Lemos junto livros “Como melhorar a sua memória” , “A memória”, “O cérebro desconhecido”, entre outros...Fazíamos exercícios, meu pai passou a desenhar mais e mais relógios.
É um mistério, uma vez , no carro começamos a cantar uma antiga música do Adoniran Barbosa, que tocava no rádio e meu pai lembrou-se de toda a letra.
Enfim, terminamos todos os exames solicitados, as ressonâncias com raioisótopos, mas exames sanguíneos e outros....
  Não era Alzheimer , que  é definido como uma atrofia dos lobos temporais. Era uma demência inicial num homem de 74 anos, obeso, hipertenso, diabético e meu pai .
 A atrofia do lobo frontal permaneceu em todos os outros exames, o que indicava a chamada “Síndrome do velho ranzinza”, por ser médico toda esta peregrinação desde a marcação a realização de exames e  as consultas médicas, foi muito mais fácil.

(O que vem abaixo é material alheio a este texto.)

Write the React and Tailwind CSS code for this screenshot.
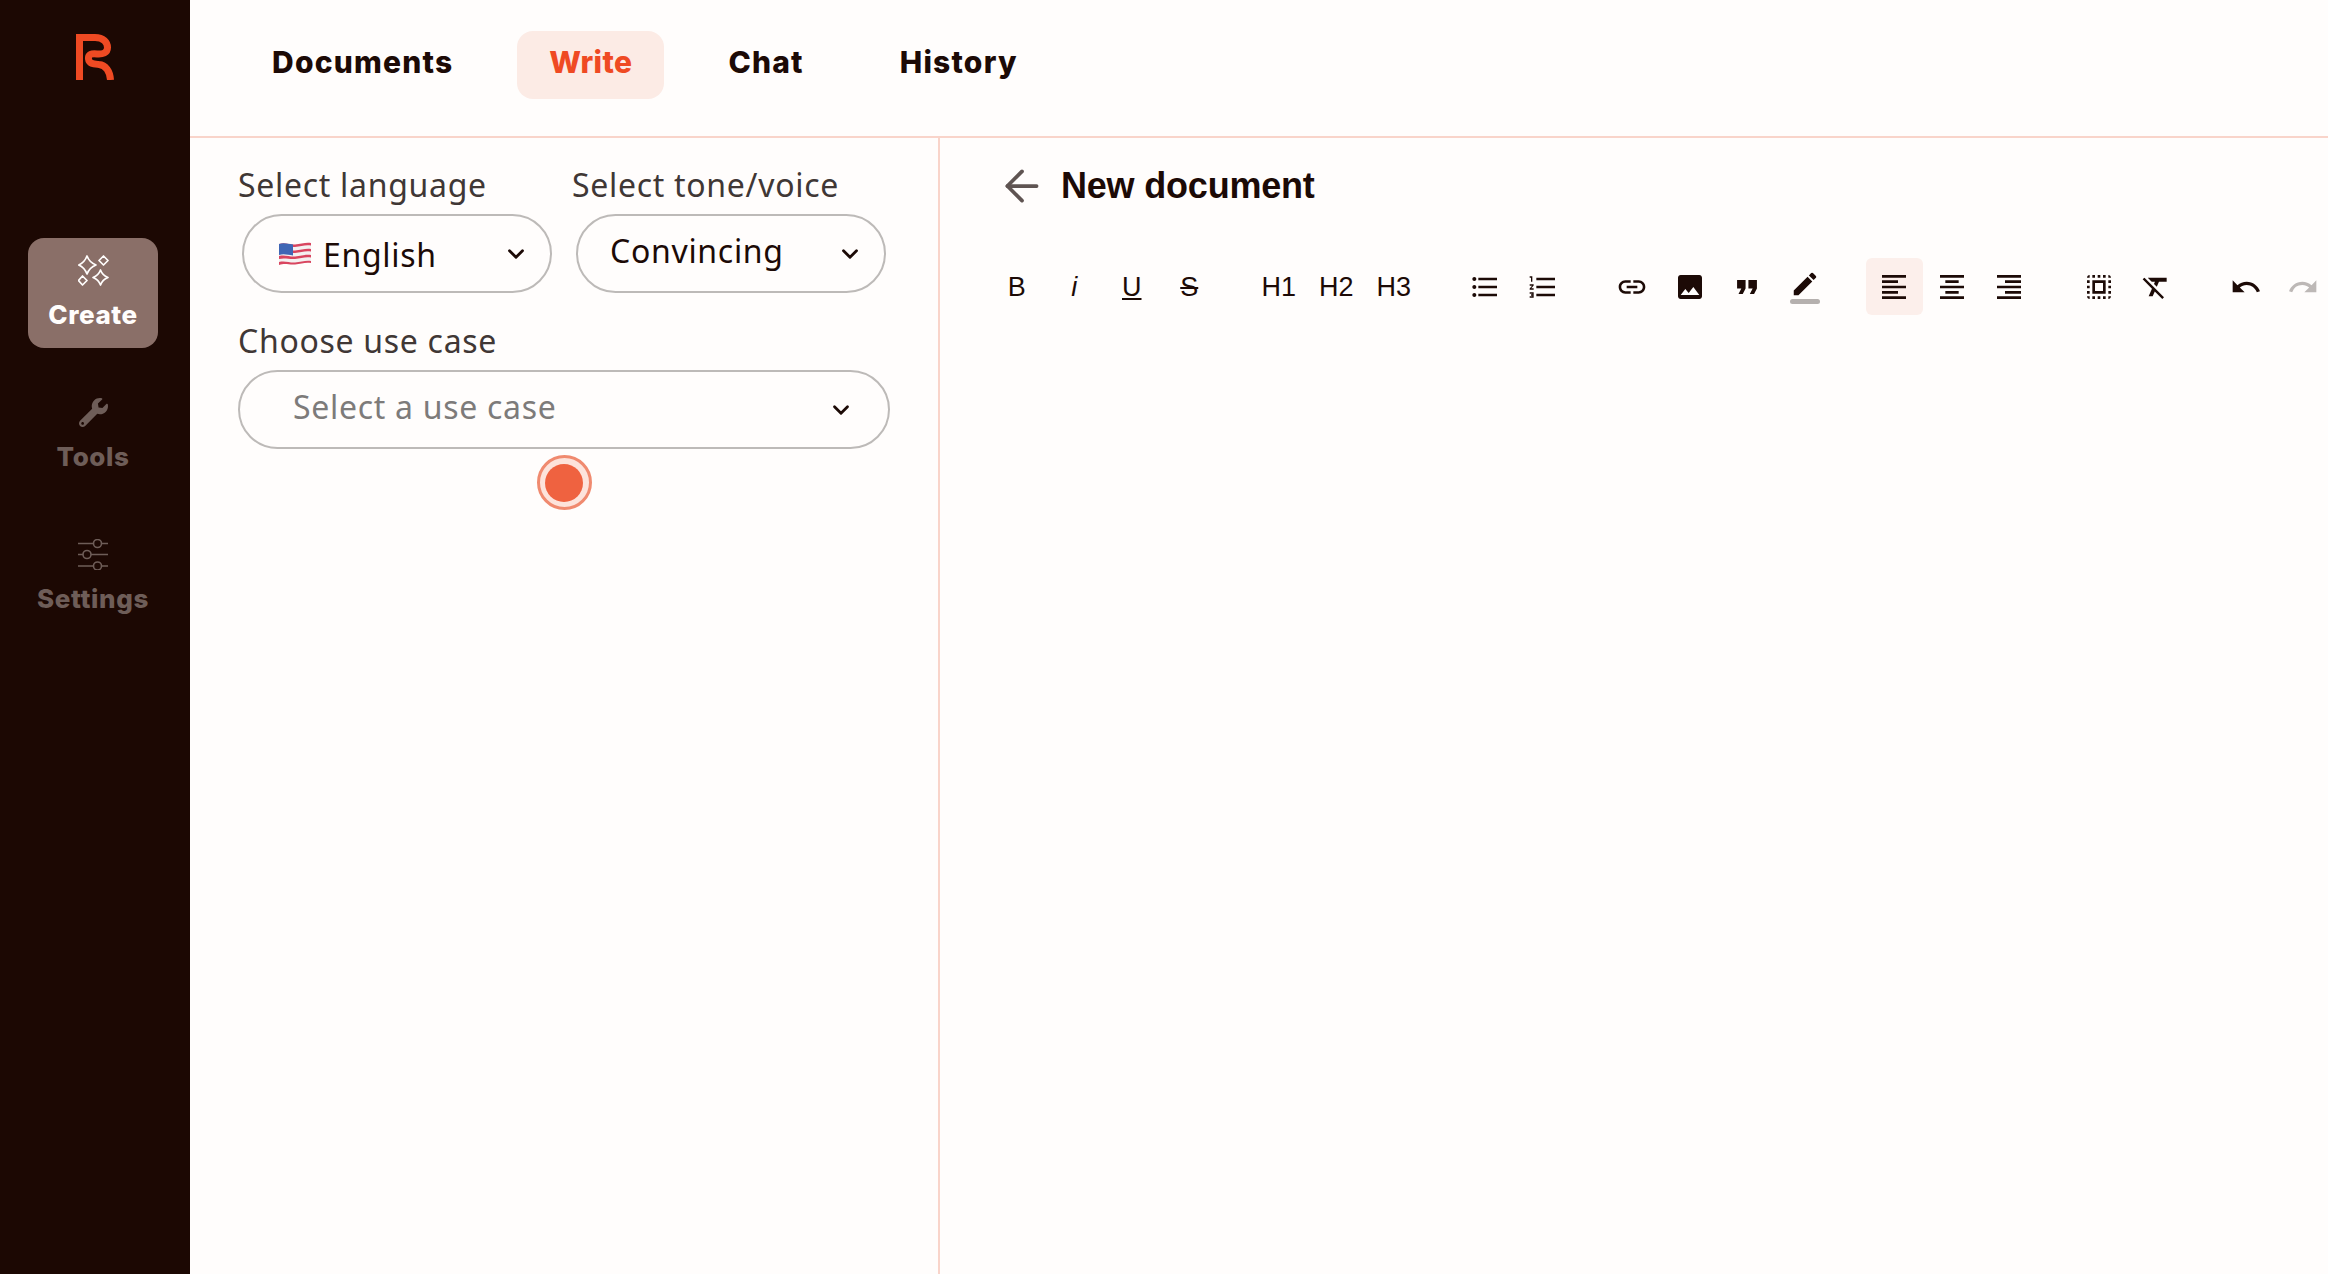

O que de certa forma deixou meu pai mais orgulhoso de ter um filho médico. E que segundo eu já escrevi e repito, acho que minha maior função como médico e ajudar os meus próximos a morrer melhor.
Neste período fizemos uma viagem para a cidade natal de meu pai, Pirassununga, no interior de São Paulo. Visitamos as casas onde morou, que ficam no mesmo quarteirão , no centro perto da Igreja onde se casou, da escola onde estudou, do bar onde trabalhou, do local que era o cinema, que também trabalhou.
Fomos no CAP, onde jogava bola. Como a praça central estava fechada para reformar, não pudemos esperar pela banda do domingo a noite no coreto.
Na missa , meu pai encontrou velhos amigos, parentes e por coincidência, era a missa de sétimo dia de uma de suas tias, a Mariana.
Fomos ao cemitério,  onde estão enterrados meus avôs, seu irmão, cunhado e tantos conhecidos. Almoçamos na Cachoeira de Emas, passamos na chácara de minha tia, sua irmã e voltamos a São Paulo.
Meu pai, já em São Paulo, começou seu tratamento, para melhorar sua memória. E outros , mais difíceis, como perder peso e caminhar, já que a comida em minha família têm o mesmo significado da palavra Amor.
Meu pai retornará em breve para novos exames e consultas. Segundo ele , minha mãe e minha irmã, seu estado está melhor em todos os sentidos... e eu espero que isso seja uma verdade no nosso novo encontro.
Independente do que venha acontecer, há um processo degenerativo instalado no cérebro de meu pai, irreversível...   Isso não significa que ele morrerá disto, que iremos morrer, tanto ele como eu, é fato.
Enquanto isso não acontecer, seguimos como sempre, sem rancores e próximos. Eu cada dia mais parecido com meus genitores; de certa forma, nossa união é uma despedida sem se despedir, é um transformar o tempo com memórias, lembranças e muitas risadas.
Agora como crianças, juntos ,vamos desenhando cada vez mais os relógios que a memória de meu pai esqueceu no dia de sua consulta.